Your checklist should include that canteen of water, trail munchies, a handkerchief, an abbreviated first aid kit, a compass, and your trail map.
If you must have music, take along a harmonica rather than that cumbersome classical guitar
and bongo drums.
SAFETY FIRST
1. Don't overlook a rattlesnake while searching for a rose.
2. If you're hiking with a group
of kids, ditch the thought of gassy foods before striking out - especially if you're in the lead. The blazing heat is enough to contend with. No need to add additional Face Flare.
And you don't want the kids to laugh themselves silly.
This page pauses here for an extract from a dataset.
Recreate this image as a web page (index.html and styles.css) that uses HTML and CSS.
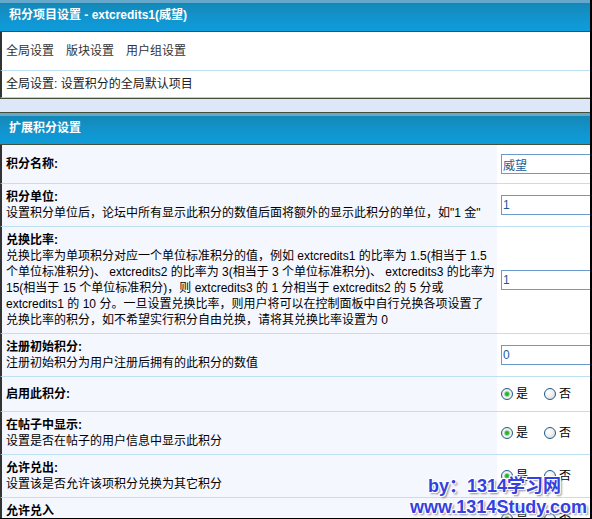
FILE: index.html
```html
<!DOCTYPE html>
<html lang="zh-CN">
<head>
<meta charset="utf-8">
<title>积分项目设置</title>
<link rel="stylesheet" href="styles.css">
</head>
<body>
<div class="frame">
  <section class="panel panel-top">
    <div class="panel-head">积分项目设置 - extcredits1(威望)</div>
    <div class="nav-row">
      <a class="nav-link">全局设置</a>
      <a class="nav-link">版块设置</a>
      <a class="nav-link">用户组设置</a>
    </div>
    <div class="info-row">全局设置: 设置积分的全局默认项目</div>
  </section>

  <section class="panel panel-main">
    <div class="panel-head">扩展积分设置</div>

    <div class="row">
      <div class="label"><b class="title">积分名称:</b></div>
      <div class="ctrl"><input class="field" type="text" value="威望"></div>
    </div>

    <div class="row">
      <div class="label"><b class="title">积分单位:</b><span class="desc">设置积分单位后，论坛中所有显示此积分的数值后面将额外的显示此积分的单位，如"1 金"</span></div>
      <div class="ctrl"><input class="field" type="text" value="1"></div>
    </div>

    <div class="row">
      <div class="label"><b class="title">兑换比率:</b><span class="desc">兑换比率为单项积分对应一个单位标准积分的值，例如 extcredits1 的比率为 1.5(相当于 1.5<br>个单位标准积分)、 extcredits2 的比率为 3(相当于 3 个单位标准积分)、 extcredits3 的比率为<br>15(相当于 15 个单位标准积分)，则 extcredits3 的 1 分相当于 extcredits2 的 5 分或<br>extcredits1 的 10 分。一旦设置兑换比率，则用户将可以在控制面板中自行兑换各项设置了<br>兑换比率的积分，如不希望实行积分自由兑换，请将其兑换比率设置为 0</span></div>
      <div class="ctrl"><input class="field" type="text" value="1"></div>
    </div>

    <div class="row">
      <div class="label"><b class="title">注册初始积分:</b><span class="desc">注册初始积分为用户注册后拥有的此积分的数值</span></div>
      <div class="ctrl"><input class="field" type="text" value="0"></div>
    </div>

    <div class="row">
      <div class="label"><b class="title">启用此积分:</b></div>
      <div class="ctrl"><div class="radios"><span class="radio on"></span><span class="rl">是</span><span class="radio"></span><span class="rl">否</span></div></div>
    </div>

    <div class="row">
      <div class="label"><b class="title">在帖子中显示:</b><span class="desc">设置是否在帖子的用户信息中显示此积分</span></div>
      <div class="ctrl"><div class="radios"><span class="radio on"></span><span class="rl">是</span><span class="radio"></span><span class="rl">否</span></div></div>
    </div>

    <div class="row">
      <div class="label"><b class="title">允许兑出:</b><span class="desc">设置该是否允许该项积分兑换为其它积分</span></div>
      <div class="ctrl"><div class="radios"><span class="radio on"></span><span class="rl">是</span><span class="radio"></span><span class="rl">否</span></div></div>
    </div>

    <div class="row">
      <div class="label"><b class="title">允许兑入</b><span class="desc">设置该是否允许其它积分兑换为该项积分</span></div>
      <div class="ctrl"><div class="radios"><span class="radio on"></span><span class="rl">是</span><span class="radio"></span><span class="rl">否</span></div></div>
    </div>
  </section>

  <div class="watermark">
    <div class="wm-line wm-by">by：1314学习网</div>
    <div class="wm-line">www.1314Study.com</div>
  </div>
</div>
</body>
</html>
```

FILE: styles.css
```css
html, body {
  margin: 0;
  padding: 0;
  background: #dee7f7;
}

.frame {
  width: 592px;
  height: 519px;
  box-sizing: border-box;
  border-right: 2px solid #000;
  border-bottom: 1px solid #000;
  background: #dee7f7;
  overflow: hidden;
  position: relative;
  font-family: "Liberation Sans", "Noto Sans CJK SC", sans-serif;
  font-size: 12px;
  line-height: 16px;
  color: #000;
}

.panel-head {
  height: 31px;
  line-height: 31px;
  padding-left: 9px;
  color: #fff;
  font-weight: bold;
  background: linear-gradient(to bottom, #64a9cb 0, #64a9cb 3px, #1487b7 3px, #1391c7 14px, #1097d3 22px, #0e9cda 31px);
  border-bottom: 1px solid #44503a;
  white-space: nowrap;
}

.panel-top {
  border-bottom: 1px solid #44503a;
  margin-bottom: 13px;
}

.panel-main {
  border-top: 1px solid #44503a;
}

.nav-row {
  display: flex;
  gap: 12px;
  padding: 11px 4px;
  background: #fff;
  border-left: 2px solid #333;
  border-bottom: 1px solid #bee0f3;
}

.nav-link {
  color: #333;
  text-decoration: none;
}

.info-row {
  padding: 5px 4px;
  background: #fff;
  color: #222;
  border-left: 2px solid #333;
  border-bottom: 1px solid #b9cbd4;
}

.row {
  display: grid;
  grid-template-columns: 495px minmax(0, 1fr);
  border-left: 2px solid #333;
  border-bottom: 1px solid #bfe0f2;
}

.label {
  background: #f5f7fe;
  padding: 5px 4px;
  display: flex;
  flex-direction: column;
  justify-content: center;
  white-space: nowrap;
}

.title {
  font-weight: bold;
}

.ctrl {
  background: #fff;
  padding: 5px 0 5px 4px;
  display: flex;
  align-items: center;
  overflow: hidden;
}

.field {
  flex-shrink: 0;
  width: 160px;
  height: 20px;
  box-sizing: border-box;
  margin: 4px 0;
  padding: 0 1px;
  border: 1px solid #6a9acb;
  background: #fff;
  color: #1b5a98;
  font-family: "Liberation Sans", "Noto Sans CJK SC", sans-serif;
  font-size: 12px;
  outline: none;
}

.radios {
  display: flex;
  align-items: center;
  height: 16px;
  margin: 4px 0;
  white-space: nowrap;
}

.radio {
  width: 12px;
  height: 12px;
  box-sizing: border-box;
  border-radius: 50%;
  border: 1px solid #1f5b8c;
  background: radial-gradient(circle at 35% 35%, #ffffff 0, #f2f2f2 40%, #cfcfcf 100%);
  margin-right: 3px;
  flex-shrink: 0;
}

.radio.on {
  background: radial-gradient(circle at 50% 50%, #22a322 0, #3bbf3b 1.8px, #a8dca8 2.6px, #f4f4f4 3.4px, #dcdcdc 100%);
}

.rl {
  margin-right: 16px;
}

.watermark {
  position: absolute;
  left: 410px;
  top: 476px;
  font-family: "Liberation Sans", "Noto Sans CJK SC", sans-serif;
  font-weight: bold;
  font-size: 18px;
  line-height: 21px;
  color: #3440df;
  text-shadow: 1px 1px 0 #fff, -1px -1px 0 #fff, 1px -1px 0 #fff, -1px 1px 0 #fff, 2px 2px 2px #8a8a9a;
  white-space: nowrap;
}

.wm-by {
  padding-left: 18px;
}
```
3. Touch nothing until you are certain of the species. Plants are beautiful, but some have a very poisonous bite - a bit like some women. A finger can literally melt to the bone if first aid is miles away - or at least feel like it is.
4. Leave
the complaints at home. A cranky hike isn't fun for anyone.
5. If Mother Nature
calls while you're out on the trail, do your deed at least 100 feet
from any water source and bury it at least 6 inches into the ground.
Unless you're ancient and constipated, there's no need to advertise
and you'll do the world a favor by keeping the environment clean.
WHAT TO LEAVE BEHIND WHEN
YOU HIKE
Absolutely nothing.
In fact, you're such a great environmentalist that you're going to take along a bag to pick up debris along the trail.
Instant Recap
Be safe, be happy!
In closing, in the spirit of the Great Roy Rogers, may all your trails be happy trails!